Citing the historic grain deal reached this July in Istanbul, which unblocked Ukrainian exports to the world, Foreign Minister Mevlut Cavushoglu said: "In foreign policy areas, when we look at U.S. priorities, Türkiye remains not one of the most important actors, but the most important actor. So the U.S. should not belittle Türkiye's importance by just saying 'the grain deal is done, thank you.'"
Clearing hurdles and addressing disagreements between the two countries benefits both sides, Cavushoglu told members of the Turkish American community in Los Angeles, California.
Turning to the Türkiye-U.S. strategic mechanism established last October, he said the two nations should resolve issues and boost cooperation, which he said: "is the goal."
"We need to take concrete steps, too," he added.

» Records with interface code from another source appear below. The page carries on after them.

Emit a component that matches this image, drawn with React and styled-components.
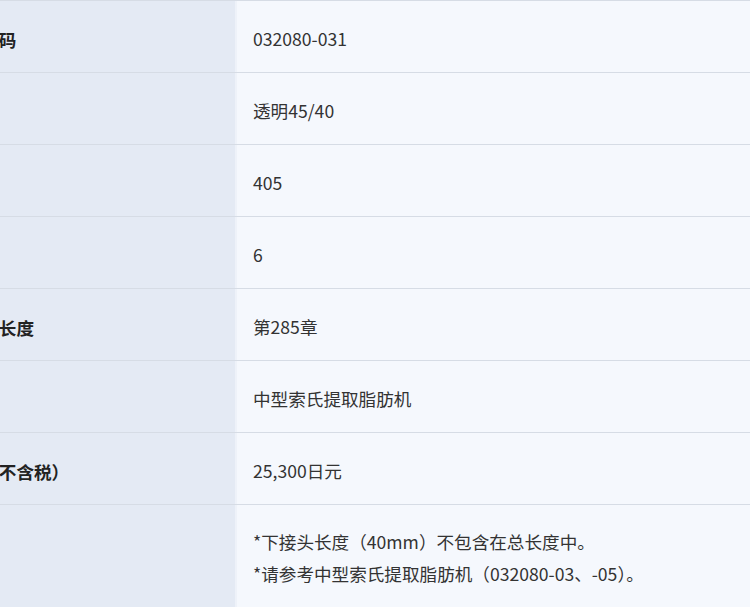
import React from "react";
import styled, { createGlobalStyle } from "styled-components";

const GlobalStyle = createGlobalStyle`
  html, body {
    margin: 0;
    padding: 0;
    background: #f5f8fd;
    overflow: hidden;
  }
  body {
    font-family: "Noto Sans CJK SC", "Noto Sans", sans-serif;
    color: #333;
  }
`;

const Table = styled.div`
  width: 816px;
  margin-left: -66px;
  display: flex;
  flex-direction: column;
  border-top: 1px solid #d6dce5;
`;

const Row = styled.div`
  display: grid;
  grid-template-columns: 303px 1fr;
  min-height: ${(p) => (p.$tall ? "112px" : "71px")};
  border-bottom: 1px solid #d6dce5;
`;

const Label = styled.div`
  display: flex;
  align-items: center;
  padding: 5px 12px 0;
  background: #e4eaf4;
  border-right: 2px solid #eef2f9;
  font-size: 17.6px;
  font-weight: 700;
  color: #222;
`;

const Value = styled.div`
  display: flex;
  flex-direction: column;
  justify-content: center;
  padding: ${(p) => (p.$tall ? "0 16px 6px" : "5px 16px 0")};
  background: #f5f8fd;
  font-size: 17.6px;
  line-height: 1.8;
  color: #333;
`;

const rows = [
  ["产品代码", "032080-031"],
  ["颜色", "透明45/40"],
  ["容量", "405"],
  ["数量", "6"],
  ["产品总长度", "第285章"],
  ["适用", "中型索氏提取脂肪机"],
  ["价格（不含税）", "25,300日元"],
];

export default function App() {
  return (
    <>
      <GlobalStyle />
      <Table>
        {rows.map(([k, v]) => (
          <Row key={k}>
            <Label>{k}</Label>
            <Value>{v}</Value>
          </Row>
        ))}
        <Row $tall>
          <Label>备注</Label>
          <Value $tall>
            <div>*下接头长度（40mm）不包含在总长度中。</div>
            <div>*请参考中型索氏提取脂肪机（032080-03、-05）。</div>
          </Value>
        </Row>
      </Table>
    </>
  );
}
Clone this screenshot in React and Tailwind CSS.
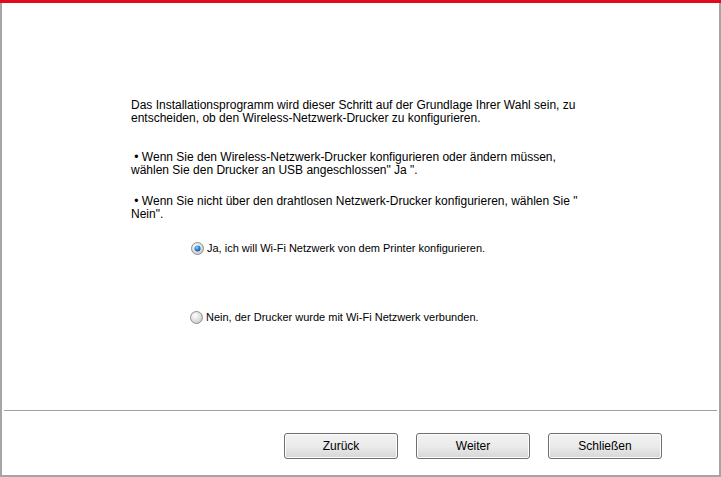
import React from "react";

function Radio({ checked }) {
  return (
    <svg width="13" height="13" viewBox="0 0 13 13" className="shrink-0">
      <defs>
        <radialGradient id={checked ? "rg1" : "rg2"} cx="40%" cy="35%" r="70%">
          <stop offset="0%" stopColor="#ffffff" />
          <stop offset="100%" stopColor="#c8c8c8" />
        </radialGradient>
        <radialGradient id="dot" cx="40%" cy="35%" r="70%">
          <stop offset="0%" stopColor="#8fd3ff" />
          <stop offset="60%" stopColor="#1f7fd0" />
          <stop offset="100%" stopColor="#0d4f91" />
        </radialGradient>
      </defs>
      <circle cx="6.5" cy="6.5" r="6" fill={`url(#${checked ? "rg1" : "rg2"})`} stroke="#8e8f8f" strokeWidth="1" />
      {checked && <circle cx="6.5" cy="6.5" r="3" fill="url(#dot)" />}
    </svg>
  );
}

function Btn({ children }) {
  return (
    <button className="w-[114px] h-[26px] rounded-[3px] border border-[#707070] bg-gradient-to-b from-[#f2f2f2] via-[#ebebeb] to-[#d6d6d6] text-[12px] text-black shadow-[inset_0_0_0_1px_#fcfcfc]">
      {children}
    </button>
  );
}

export default function App() {
  return (
    <div
      className="w-[721px] h-[477px] bg-white flex flex-col border-l-2 border-r-2 border-b-2 border-[#a5a5a5] text-black text-[12px] leading-[13px]"
      style={{ fontFamily: "Tahoma, 'Liberation Sans', Arial, sans-serif" }}
    >
      <div className="h-[3px] bg-[#e30a1f] -mx-[2px]" />
      <div className="flex-1 flex flex-col pl-[129px] pt-[96px]">
        <p>Das Installationsprogramm wird dieser Schritt auf der Grundlage Ihrer Wahl sein, zu<br />entscheiden, ob den Wireless-Netzwerk-Drucker zu konfigurieren.</p>
        <p className="mt-[26px]">&nbsp;• Wenn Sie den Wireless-Netzwerk-Drucker konfigurieren oder ändern müssen,<br />wählen Sie den Drucker an USB angeschlossen" Ja ".</p>
        <p className="mt-[18px]">&nbsp;• Wenn Sie nicht über den drahtlosen Netzwerk-Drucker konfigurieren, wählen Sie "<br />Nein".</p>
        <label className="flex items-center gap-[3px] ml-[60px] mt-[21px] text-[11px]">
          <Radio checked />
          <span>Ja, ich will Wi-Fi Netzwerk von dem Printer konfigurieren.</span>
        </label>
        <label className="flex items-center gap-[3px] ml-[59px] mt-[56px] text-[11px]">
          <Radio />
          <span>Nein, der Drucker wurde mit Wi-Fi Netzwerk verbunden.</span>
        </label>
      </div>
      <div className="h-px bg-[#a0a0a0] mx-[2px]" />
      <div className="h-[64px] flex items-start justify-end gap-[18px] pt-[22px] pr-[57px]">
        <Btn>Zurück</Btn>
        <Btn>Weiter</Btn>
        <Btn>Schließen</Btn>
      </div>
    </div>
  );
}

Cavushoglu also said Türkiye was the focus during talks with his counterparts last week on the sidelines of the United Nations General Assembly, adding that most spoke highly of Turkish efforts in the Russia-Ukraine crisis, including the grain deal and a recent prisoner exchange.
Some 60% of world conflicts including Afghanistan and Syria have been happening around Türkiye, he said, adding: "We're working to minimize the impact of crises."
Last October, meeting in Rome, President Recep Tayyip Erdogan and his U.S. counterpart Joe Biden agreed to establish a strategic mechanism that promotes high-level dialogue and addresses issues on which Türkiye and the U.S. do not fully agree, along with issues they are working on.
During a visit this April to the Turkish capital Ankara by Victoria Nuland, the U.S. undersecretary of state for political affairs, the Türkiye-U.S. strategic mechanism was launched.
Turkish-American relations have been strained in recent years due to U.S. cooperation with the PKK terrorist group's Syrian branch, the YPG, its failure to extradite the wanted ringleader of the Gulenist Terror Group (FETO), disagreements over Türkiye's purchase of Russia's S-400 air defense system and Washington's sanctions on Türkiye.
FETO and its U.S.-based leader Fetullah Gulen orchestrated the defeated coup in Türkiye on July 15, 2016, in which 251 people were killed and 2,734 wounded.
In its more than 40-year terror campaign against Türkiye, the PKK – listed as a terrorist organization by Türkiye, the United States and the European Union – has been responsible for the deaths of over 40,000 people, including women, children and infants. The YPG is the PKK's Syrian offshoot.
The U.S. has said it is cooperating with the YPG/PKK in northern Syria to fight Daesh, but Turkish officials say using one terrorist group to fight another makes no sense, morally or otherwise.